In all, the region’s regimes realize that the post-Cold War era, in which the US was the dominant superpower in the Middle East, is over, and so are Washington’s expectations that local leaders temper their authoritarian ways.
With Egypt’s resumption of its Russian arms purchases after a 40-year hiatus, other regional rulers understand that they, too, can deal with a superpower that does not care a fig for their domestic conduct, and will happily back any strongman that keeps his country intact.
The region’s authoritarian restoration is inspired not only by an American retreat and a Russian return, but also by a Chinese arrival.
President Xi Jinping’s visit in January to Egypt, Saudi Arabia and Iran signaled first and foremost that Beijing now sees the Middle East as part of its geopolitical sphere of interests.
Knowing that its industry will in the foreseeable future rely heavily on Middle Eastern oil, the world’s second-most important economy wants to nurture ties with its oil suppliers. Egypt is part of this vision, despite its lack of oil, because China understands Cairo’s historic centrality in the Middle East and the key it holds to its stability.

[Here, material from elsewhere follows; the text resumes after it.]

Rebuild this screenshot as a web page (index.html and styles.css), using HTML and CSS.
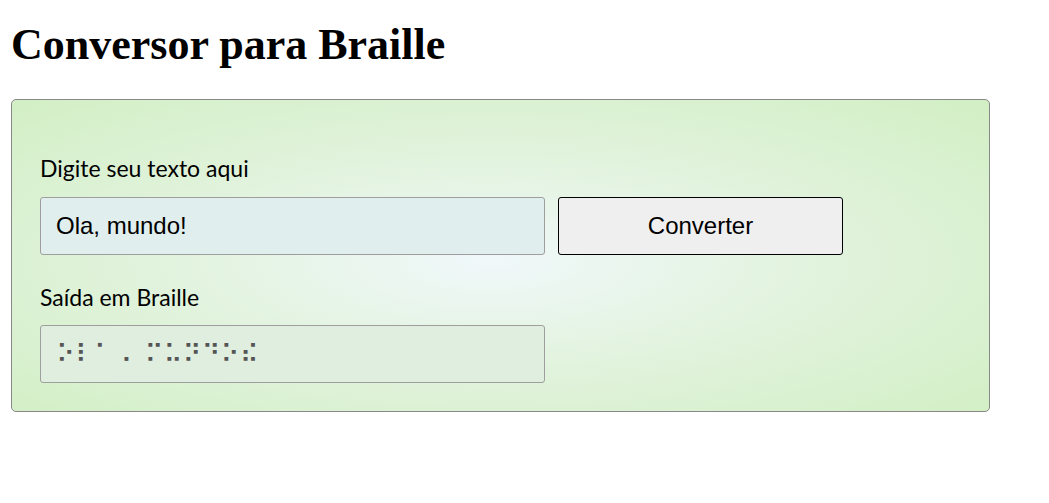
FILE: index.html
```html
<!DOCTYPE html>
<html lang="pt-BR">
<head>
<meta charset="utf-8">
<title>Conversor para Braille</title>
<link rel="stylesheet" href="styles.css">
</head>
<body>
  <h1 class="title">Conversor para Braille</h1>
  <form class="panel">
    <label class="label label-first" for="texto">Digite seu texto aqui</label>
    <div class="row">
      <input class="field field-input" id="texto" type="text" value="Ola, mundo!">
      <button class="btn" type="button">Converter</button>
    </div>
    <label class="label label-second" for="saida">Saída em Braille</label>
    <input class="field field-output" id="saida" type="text" value="⠕⠇⠁⠠ ⠍⠥⠝⠙⠕⠮" disabled>
  </form>
</body>
</html>
```

FILE: styles.css
```css
html, body {
  margin: 0;
  padding: 0;
  background: #ffffff;
}

body {
  padding: 0 11px;
  font-family: "Liberation Serif", "Times New Roman", serif;
  color: #000;
}

.title {
  margin: 20px 0 29px;
  font-family: "Liberation Serif", "Times New Roman", serif;
  font-weight: bold;
  font-size: 44px;
  line-height: 50px;
}

.panel {
  box-sizing: border-box;
  width: 979px;
  margin: 0;
  padding: 56px 28px 28px;
  border: 1px solid #888;
  border-radius: 5px;
  background: radial-gradient(ellipse farthest-corner at 49% 52%, #f0f8fa 0%, #e2f3de 45%, #d2efc4 100%);
}

.label {
  display: block;
  font-family: "Lato", "Open Sans", sans-serif;
  font-size: 23px;
  line-height: 25px;
  color: #000;
}

.label-first {
  margin-bottom: 16px;
}

.label-second {
  margin-top: 30px;
  margin-bottom: 15px;
}

.row {
  display: flex;
  gap: 13px;
}

.field {
  box-sizing: border-box;
  display: block;
  width: 505px;
  height: 58px;
  margin: 0;
  padding: 0 15px;
  border: 1px solid #9e9e9e;
  border-radius: 3px;
  font-family: "Liberation Sans", Arial, sans-serif;
  font-size: 24px;
  color: #000;
  outline: none;
}

.field-input {
  background: #e0eeee;
}

.field-output {
  background: #e0eee0;
  color: #555;
  font-family: "DejaVu Sans", sans-serif;
  font-size: 26px;
  word-spacing: 4px;
}

.btn {
  box-sizing: border-box;
  width: 285px;
  height: 58px;
  margin: 0;
  padding: 0;
  border: 1px solid #000;
  border-radius: 3px;
  background: #efefef;
  font-family: "Liberation Sans", Arial, sans-serif;
  font-size: 24px;
  color: #000;
}
```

In the same vein, Beijing also made an unprecedented move when it offered itself as a mediator in the Syrian civil war while hosting in Beijing representatives of the Syrian opposition, shortly after hosting Syrian Foreign Minister Walid Muallem.
China, then, has noticed the geostrategic vacuum the Obama administration has created, and seems ready to get sucked into the Middle Eastern fray.
Unlike Russia, which does not need the Middle East’s oil but sees it as part of its historic imperial sphere, China’s motivation is mainly economic. However, like Russia, China also has a political motive, having also seen last century’s democratic drive as a problem at best, a threat at worst.
Now, the power that in 1989 blocked at Tiananmen Square freedom’s global march is joining the authoritarian reaction that Russia is happy to join and inspire.
Turkey, once the Middle East’s political antithesis and the Muslim world’s democratic hope, is but a part of this global drama which inverts last century’s common feeling that “the Western idea” – as Fukuyama put it – has triumphed.